Last week Erin and I took a walk across the Hudson River on the longest elevated footbridge in the world. The Hudson was spectacular from that height, nothing like the smaller Colorado River I’m more familiar with. The Hudson is more like a gushing inlet from the sea; bordered this time of year on both sides with hills of orange, red, yellow, pierced here and there by buildings.
The walkway was once a railroad bridge that’s been retrofitted for foot traffic. The walkway is now a long metal bridge paved with concrete and fitted with chain link fence over the end portions to prevent people from throwing trash onto land. I don’t know what prevents people from throwing trash directly into the Hudson (perhaps a sense of decency). The walkway gives a great view of the Hudson and surrounding landscape and is usually full of people and their dogs. Along the walkway there are a few placards talking about wildlife including Ring-billed Gulls, Blue Crabs and Glass Eels. Glass Eels and Blue Crabs are both fished commercially but the most interesting thing about them is how they highlight that the Hudson River is a tidal estuary for most of its length; where salt and fresh water mix to make brackish water. The rising tide often pushes its way upstream into the Hudson. Even the name Hudson points to it’s close connection with the sea. Henry Hudson was an ocean going explorer who searched in vain for the famed Northwest Passage as a trade route with Asia. Hudson ironically seems to have died abandoned in his namesake Hudson Bay as a victim of mutineers.

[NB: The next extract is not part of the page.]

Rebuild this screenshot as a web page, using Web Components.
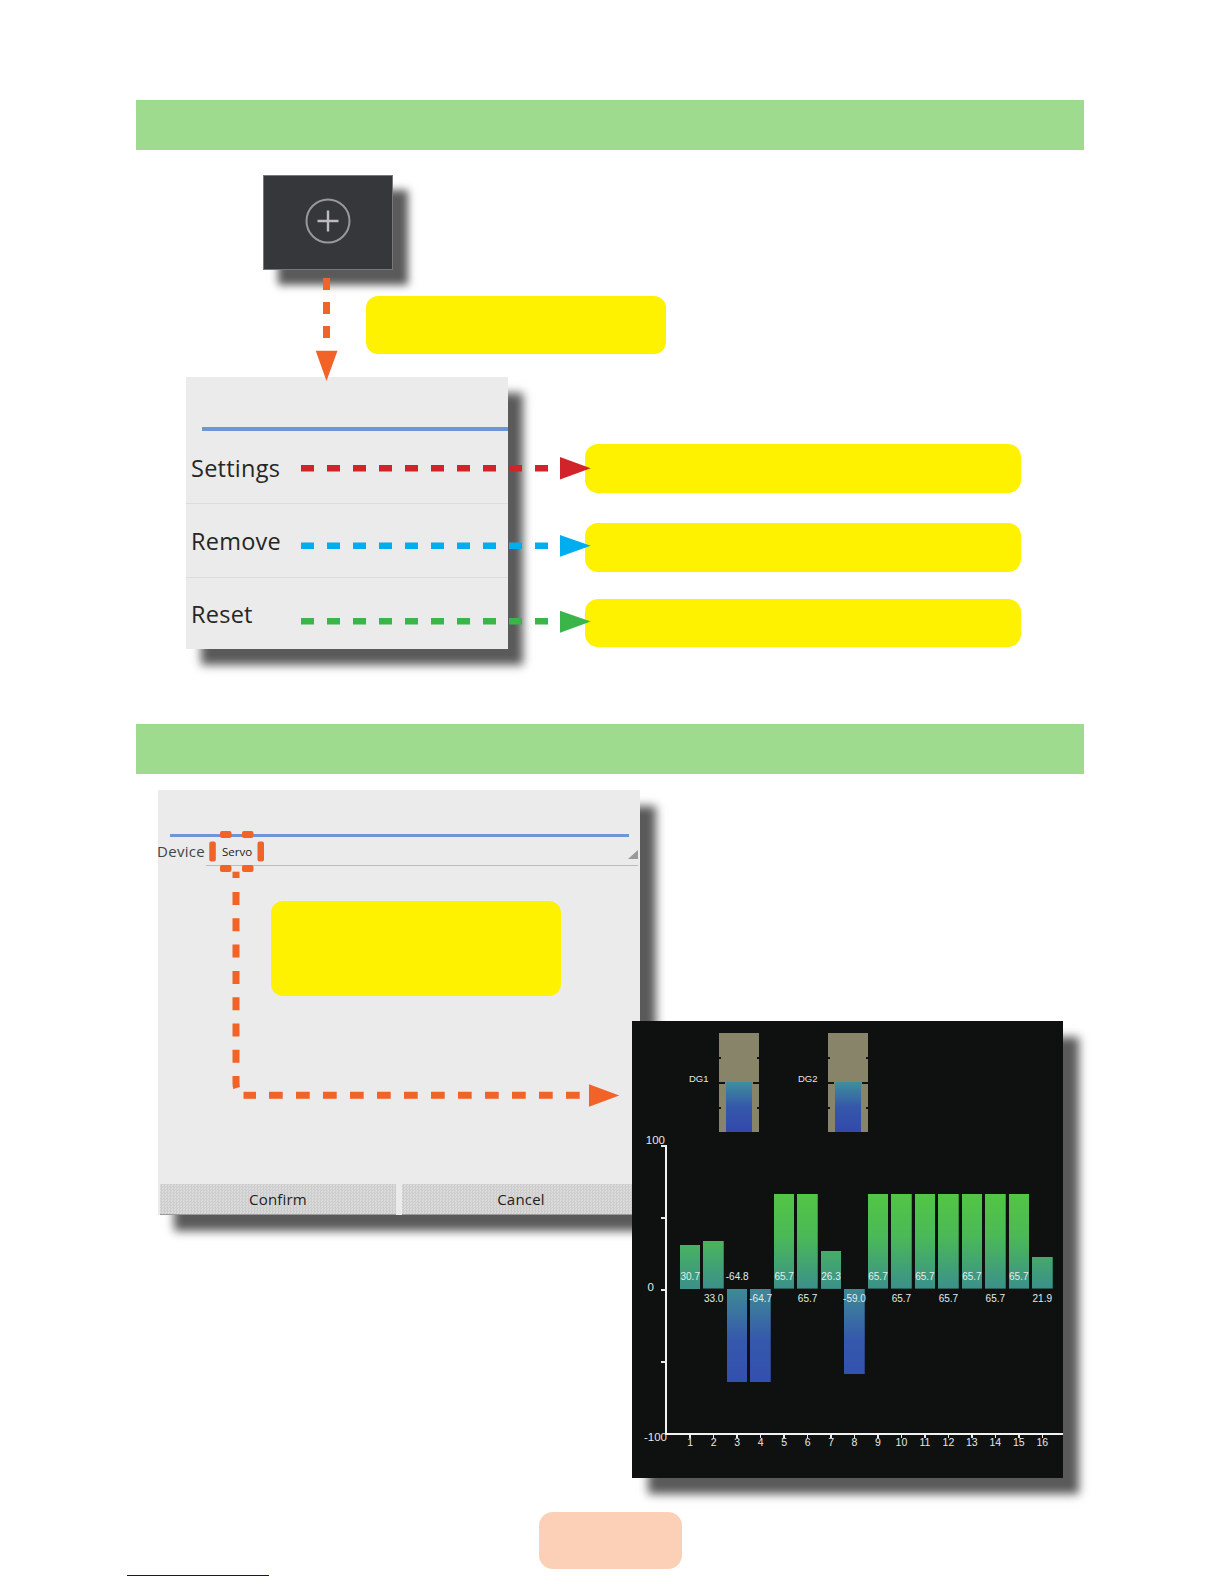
<!DOCTYPE html>
<html lang="en">
<head>
<meta charset="utf-8">
<title>Device settings</title>
<style>
  html, body { margin: 0; background: #fff; }
  body { padding-top: 100px; position: relative; height: 1484px; overflow: hidden; font-family: "Open Sans", sans-serif; }
</style>
</head>
<body>
  <section-bar></section-bar>
  <menu-figure>
    <add-button slot="button"></add-button>
    <note-box slot="note" style="--note-h: 58px; --note-r: 12px"></note-box>
    <popup-menu slot="menu">
      <menu-row style="--row-h: 73px">Settings</menu-row>
      <menu-row style="--row-h: 73.5px">Remove</menu-row>
      <menu-row style="--row-h: 70px" last>Reset</menu-row>
    </popup-menu>
    <note-box slot="side" style="--note-h: 49px"></note-box>
    <note-box slot="side" style="--note-h: 49px; --note-mt: 30px"></note-box>
    <note-box slot="side" style="--note-h: 48px; --note-mt: 27px"></note-box>
  </menu-figure>
  <section-bar></section-bar>
  <device-figure>
    <device-dialog slot="dialog">
      <note-box style="--note-h: 95px; --note-w: 290px; --note-ml: 113px; --note-mt: 35px; --note-r: 12px"></note-box>
    </device-dialog>
    <bar-chart slot="chart"></bar-chart>
  </device-figure>
  <page-foot></page-foot>
  <annotation-layer></annotation-layer>

<script>
class SectionBar extends HTMLElement {
  constructor() {
    super();
    this.attachShadow({ mode: "open" });
    this.shadowRoot.innerHTML = /* html */ `
      <style>
        :host { display: block; height: 50px; margin: 0 140px 0 136px; background: #9edb8f; }
      </style>
    `;
  }
}

class NoteBox extends HTMLElement {
  constructor() {
    super();
    this.attachShadow({ mode: "open" });
    this.shadowRoot.innerHTML = /* html */ `
      <style>
        :host {
          display: block;
          height: var(--note-h, 49px);
          width: var(--note-w, auto);
          margin-top: var(--note-mt, 0);
          margin-left: var(--note-ml, 0);
          background: #fff200;
          border-radius: var(--note-r, 13px);
        }
      </style>
    `;
  }
}

class AddButton extends HTMLElement {
  constructor() {
    super();
    this.attachShadow({ mode: "open" });
    this.shadowRoot.innerHTML = /* html */ `
      <style>
        :host {
          display: flex;
          align-items: center;
          justify-content: center;
          box-sizing: border-box;
          height: 95px;
          padding-bottom: 3px;
          background: #36373b;
          border: 1px solid #77787a;
          box-shadow: 15px 15px 8px #5a5a5a;
        }
        svg { display: block; filter: blur(.4px); }
      </style>
      <svg width="48" height="48" viewBox="0 0 48 48" fill="none" stroke="#98999a">
        <circle cx="24" cy="24" r="21.5" stroke-width="2"/>
        <path d="M24 13.5v21M13.5 24h21" stroke-width="2.4" stroke="#bcbcbc"/>
      </svg>
    `;
  }
}

class PopupMenu extends HTMLElement {
  constructor() {
    super();
    this.attachShadow({ mode: "open" });
    this.shadowRoot.innerHTML = /* html */ `
      <style>
        :host {
          display: block;
          flex: none;
          width: 322px;
          height: 272px;
          padding-top: 50px;
          box-sizing: border-box;
          background: #ebebeb;
          box-shadow: 15px 16px 9px #5a5a5a;
        }
        .rule { height: 4px; margin-left: 16px; background: #6f94d8; }
      </style>
      <div class="rule"></div>
      <slot></slot>
    `;
  }
}

class MenuRow extends HTMLElement {
  constructor() {
    super();
    this.attachShadow({ mode: "open" });
    this.shadowRoot.innerHTML = /* html */ `
      <style>
        :host {
          display: flex;
          align-items: center;
          box-sizing: border-box;
          height: var(--row-h, 71px);
          padding: 2px 0 0 5px;
          border-bottom: 1.5px solid #dcdcdc;
          color: #262626;
          font-size: 23.5px;
          letter-spacing: .25px;
        }
        :host([last]) { border-bottom: 0; }
      </style>
      <slot></slot>
    `;
  }
}

class MenuFigure extends HTMLElement {
  constructor() {
    super();
    this.attachShadow({ mode: "open" });
    this.shadowRoot.innerHTML = /* html */ `
      <style>
        :host { display: block; height: 574px; box-sizing: border-box; padding-top: 25px; }
        .top {
          display: grid;
          grid-template-columns: 103px 27px 273px;
          grid-template-rows: 95px 58px;
          row-gap: 26px;
          margin-left: 263px;
        }
        ::slotted([slot="button"]) { grid-column: 1 / 3; grid-row: 1; }
        ::slotted([slot="note"]) { grid-column: 2 / 4; grid-row: 2; }
        .bottom { display: flex; margin: 23px 203px 0 186px; }
        .side { flex: 1; margin-left: 77px; padding-top: 67px; }
      </style>
      <div class="top">
        <slot name="button"></slot>
        <slot name="note"></slot>
      </div>
      <div class="bottom">
        <slot name="menu"></slot>
        <div class="side"><slot name="side"></slot></div>
      </div>
    `;
  }
}

class DeviceDialog extends HTMLElement {
  constructor() {
    super();
    this.attachShadow({ mode: "open" });
    this.shadowRoot.innerHTML = /* html */ `
      <style>
        :host {
          display: flex;
          flex-direction: column;
          flex: none;
          box-sizing: border-box;
          width: 482px;
          height: 425px;
          padding-top: 44px;
          background: #ebebeb;
          box-shadow: 16px 16px 9px #5a5a5a;
          color: #333;
        }
        .rule { height: 3px; margin: 0 11px 0 12px; background: #6f94d8; }
        .field { display: flex; height: 29px; }
        .label { flex: none; width: 49px; margin-left: -1px; padding-top: 4px; font-size: 15px; line-height: 20px; color: #444; letter-spacing: .3px; }
        .select {
          flex: 1;
          position: relative;
          margin-right: 2px;
          padding: 6px 0 0 16px;
          border-bottom: 1px solid #bcbcbc;
          font-size: 11.5px;
          line-height: 18px;
          color: #222;
        }
        .select svg { position: absolute; right: 0; bottom: 6px; }
        .actions { display: flex; gap: 6px; margin-top: auto; padding-left: 2px; }
        .action {
          flex: 1;
          height: 31px;
          box-sizing: border-box;
          border-bottom: 1px solid #9a9a9a;
          background: repeating-conic-gradient(#cdcdcd 0 25%, #dbdbdb 0 50%) 0 0 / 3px 3px;
          text-align: center;
          font-size: 15px;
          line-height: 30px;
          letter-spacing: .2px;
          color: #222;
        }
        .action:first-child { flex: 0 0 236px; }
      </style>
      <div class="rule"></div>
      <div class="field">
        <div class="label">Device</div>
        <div class="select">Servo
          <svg width="10" height="9" viewBox="0 0 10 9"><path d="M0 9L10 0V9Z" fill="#9a9a9a"/></svg>
        </div>
      </div>
      <slot></slot>
      <div class="actions">
        <div class="action">Confirm</div>
        <div class="action">Cancel</div>
      </div>
    `;
  }
}

class LevelGauge extends HTMLElement {
  constructor() {
    super();
    this.attachShadow({ mode: "open" });
    this.shadowRoot.innerHTML = /* html */ `
      <style>
        :host { display: flex; font: 9.5px/10px "Liberation Sans", sans-serif; color: #e6e6e6; }
        .name { width: 30px; padding-top: 41px; box-sizing: border-box; }
        .tube {
          position: relative;
          display: flex;
          align-items: flex-end;
          justify-content: center;
          width: 40px;
          height: 99px;
          background: #878469;
        }
        .fill { width: 26px; height: 50px; background: linear-gradient(#3e909c, #3557aa 50%, #3349ac); }
        i { position: absolute; height: 1.5px; width: 2px; background: #111; }
        i.l { left: 0; }
        i.r { right: 0; }
        i.mid { width: 6px; }
      </style>
      <div class="name"><slot></slot></div>
      <div class="tube">
        <div class="fill"></div>
        <i class="l" style="top: 24px"></i><i class="r" style="top: 24px"></i>
        <i class="l mid" style="top: 49px"></i><i class="r mid" style="top: 49px"></i>
        <i class="l" style="top: 74px"></i><i class="r" style="top: 74px"></i>
      </div>
    `;
  }
}

class ChartBar extends HTMLElement {
  constructor() {
    super();
    this.attachShadow({ mode: "open" });
  }

  connectedCallback() {
    const value = Number(this.getAttribute("value"));
    const size = Math.abs(value) * 1.44;
    const up = value >= 0;
    const row = this.getAttribute("row");
    this.shadowRoot.innerHTML = /* html */ `
      <style>
        :host {
          display: grid;
          grid-template-rows: 144px 144px;
          position: relative;
          font: 10px/10px "Liberation Sans", sans-serif;
        }
        .half { display: flex; }
        .half.top { align-items: flex-end; }
        .half.bottom { align-items: flex-start; }
        .bar { width: 100%; height: ${size}px; }
        .up { background: linear-gradient(#52c644, #4ab957 45%, #3b908a) bottom / 100% 95px no-repeat; }
        .down { background: linear-gradient(#3e8a96, #3558ac 55%, #334fae) top / 100% 94px no-repeat; }
        .value {
          position: absolute;
          left: -6px;
          right: -6px;
          top: ${row === "top" ? 126.5 : 149}px;
          text-align: center;
          white-space: nowrap;
          color: #e2eeea;
        }
      </style>
      <div class="half top">${up ? '<div class="bar up"></div>' : ""}</div>
      <div class="half bottom">${up ? "" : '<div class="bar down"></div>'}</div>
      <div class="value">${value.toFixed(1)}</div>
    `;
  }
}

class BarChart extends HTMLElement {
  static get data() {
    return [30.7, 33.0, -64.8, -64.7, 65.7, 65.7, 26.3, -59.0, 65.7, 65.7, 65.7, 65.7, 65.7, 65.7, 65.7, 21.9];
  }

  constructor() {
    super();
    this.attachShadow({ mode: "open" });
    // value text alternates between a line above and a line below zero
    const bars = BarChart.data
      .map((v, i) => `<chart-bar value="${v}" row="${i % 2 ? "bottom" : "top"}"></chart-bar>`)
      .join("");
    const ticks = BarChart.data
      .map((v, i) => `<div class="tick"><i></i><span>${i + 1}</span></div>`)
      .join("");
    this.shadowRoot.innerHTML = /* html */ `
      <style>
        :host {
          display: block;
          flex: none;
          position: relative;
          box-sizing: border-box;
          width: 431px;
          height: 457px;
          margin: 231px 0 0 -8px;
          padding-top: 12px;
          background: #0e1110;
          box-shadow: 16px 16px 9px #5a5a5a;
          color: #e8e8e8;
          font-family: "Liberation Sans", sans-serif;
        }
        .gauges { display: flex; gap: 39px; margin-left: 57px; }
        .plot {
          position: relative;
          display: grid;
          grid-template-columns: repeat(16, 20.47px);
          column-gap: 3px;
          height: 288px;
          margin: 13px 0 0 33px;
          padding-left: 13px;
          border-left: 2px solid #f2f2f2;
        }
        .plot b { position: absolute; left: -6px; width: 6px; height: 1.5px; background: #e8e8e8; }
        .plot em { position: absolute; font: normal 11.5px/12px "Liberation Sans", sans-serif; white-space: nowrap; }
        .xaxis {
          display: grid;
          grid-template-columns: repeat(16, 20.47px);
          column-gap: 3px;
          margin-left: 33px;
          padding-left: 15px;
          border-top: 2px solid #f2f2f2;
        }
        .tick { display: flex; flex-direction: column; align-items: center; font-size: 10.5px; line-height: 11px; }
        .tick i { width: 1.5px; height: 3px; margin-bottom: -1px; background: #e8e8e8; }
      </style>
      <div class="gauges">
        <level-gauge>DG1</level-gauge>
        <level-gauge>DG2</level-gauge>
      </div>
      <div class="plot">
        <b style="top: 0"></b><b style="top: 72px"></b><b style="top: 144px"></b><b style="top: 216px"></b>
        <em style="right: calc(100% + 2px); top: -11px">100</em>
        <em style="right: calc(100% + 13px); top: 136px">0</em>
        <em style="right: calc(100% + 0px); top: 286px">-100</em>
        ${bars}
      </div>
      <div class="xaxis">${ticks}</div>
    `;
  }
}

class DeviceFigure extends HTMLElement {
  constructor() {
    super();
    this.attachShadow({ mode: "open" });
    this.shadowRoot.innerHTML = /* html */ `
      <style>
        :host { display: flex; align-items: flex-start; margin-left: 158px; padding-top: 16px; }
      </style>
      <slot name="dialog"></slot>
      <slot name="chart"></slot>
    `;
  }
}

class PageFoot extends HTMLElement {
  constructor() {
    super();
    this.attachShadow({ mode: "open" });
    this.shadowRoot.innerHTML = /* html */ `
      <style>
        :host { display: block; }
        .tab { width: 143px; height: 57px; margin: 34px 0 0 539px; background: #fbd0b7; border-radius: 14px; }
        .rule { width: 142px; height: 1px; margin: 6px 0 0 127px; background: #0a0a8c; }
      </style>
      <div class="tab"></div>
      <div class="rule"></div>
    `;
  }
}

// arrows and dashes lie over the figures, so this one is drawn in page coordinates
class AnnotationLayer extends HTMLElement {
  constructor() {
    super();
    this.attachShadow({ mode: "open" });
    this.shadowRoot.innerHTML = /* html */ `
      <style>
        :host { position: absolute; left: 0; top: 0; width: 1224px; height: 1584px; pointer-events: none; }
        svg { display: block; }
      </style>
      <svg width="1224" height="1584" viewBox="0 0 1224 1584" fill="none">
        <g stroke="#f26327" stroke-width="7">
          <path d="M326.5 278V338" stroke-dasharray="12 12"/>
          <path d="M236 892V1076" stroke-dasharray="13 13.3"/>
          <path d="M236 1076V1083Q236 1086 236.6 1088"/>
          <path d="M243.5 1095.3H256"/>
          <path d="M269 1095.3H581" stroke-dasharray="13.7 13.3"/>
          <path d="M236 871.7V878"/>
        </g>
        <g fill="#f26327">
          <rect x="220" y="831" width="11.5" height="7" rx="2"/>
          <rect x="242" y="831" width="11.5" height="7" rx="2"/>
          <rect x="220" y="865" width="11.5" height="7" rx="2"/>
          <rect x="242" y="865" width="11.5" height="7" rx="2"/>
          <rect x="209.3" y="841.5" width="6.5" height="20" rx="2"/>
          <rect x="257.5" y="841.5" width="6.5" height="20" rx="2"/>
        </g>
        <path d="M315.7 350.7H337.5L326.5 381Z" fill="#f26327"/>
        <path d="M589 1084.3L619.3 1095.5L589 1106.7Z" fill="#f26327"/>
        <path d="M301 468.3H548" stroke="#d2232a" stroke-width="6.6" stroke-dasharray="13 13"/>
        <path d="M560 457L590.7 468.3L560 479.6Z" fill="#d2232a"/>
        <path d="M301 545.7H548" stroke="#00aeef" stroke-width="6.6" stroke-dasharray="13 13"/>
        <path d="M560 535L590.7 545.7L560 556.7Z" fill="#00aeef"/>
        <path d="M301 621.3H548" stroke="#39b54a" stroke-width="6.6" stroke-dasharray="13 13"/>
        <path d="M560 610.7L590.7 621.5L560 632.7Z" fill="#39b54a"/>
      </svg>
    `;
  }
}

customElements.define("section-bar", SectionBar);
customElements.define("note-box", NoteBox);
customElements.define("add-button", AddButton);
customElements.define("popup-menu", PopupMenu);
customElements.define("menu-row", MenuRow);
customElements.define("menu-figure", MenuFigure);
customElements.define("device-dialog", DeviceDialog);
customElements.define("level-gauge", LevelGauge);
customElements.define("chart-bar", ChartBar);
customElements.define("bar-chart", BarChart);
customElements.define("device-figure", DeviceFigure);
customElements.define("page-foot", PageFoot);
customElements.define("annotation-layer", AnnotationLayer);
</script>
</body>
</html>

After crossing the Hudson, we made our way into the Town of Floyd and Illinois Mountain Park. The park is a beautiful, if not secluded little park of hilly forest, decked out in November with fall colors. A small pond with a floating dock for swimmers signaled the beginning of the park and seemed a sad farewell to summer weather. Past the pond the trees closed in around the trail and the rustle of leaves became the normal sound of walking.
Erin and I were able to complete 3 of 4 small trails but ran short of time, leaving the 4th for a future date. We got lucky enough to startle two coyotes and watch them run away up a hill and into the trees. Without the leaves on the ground, we probably would never have seen the shy canids. I first heard the rustle of an animal moving through the leaves and then looking up thought I saw a deer before realizing with surprise that I was seeing two coyotes. It was amazing to see how much larger Eastern Coyotes are than the Western Coyotes, although there is some debate as to why, it’s possible there is some hybridization with wolves involved. Unfortunately, although I aimed my camera in their direction and snapped some photos, I couldn’t find any sign of a coyote in the pictures later. With all of our walking over the Hudson, through the park, and back home, we estimated walking about 14 miles. Not a bad day at all.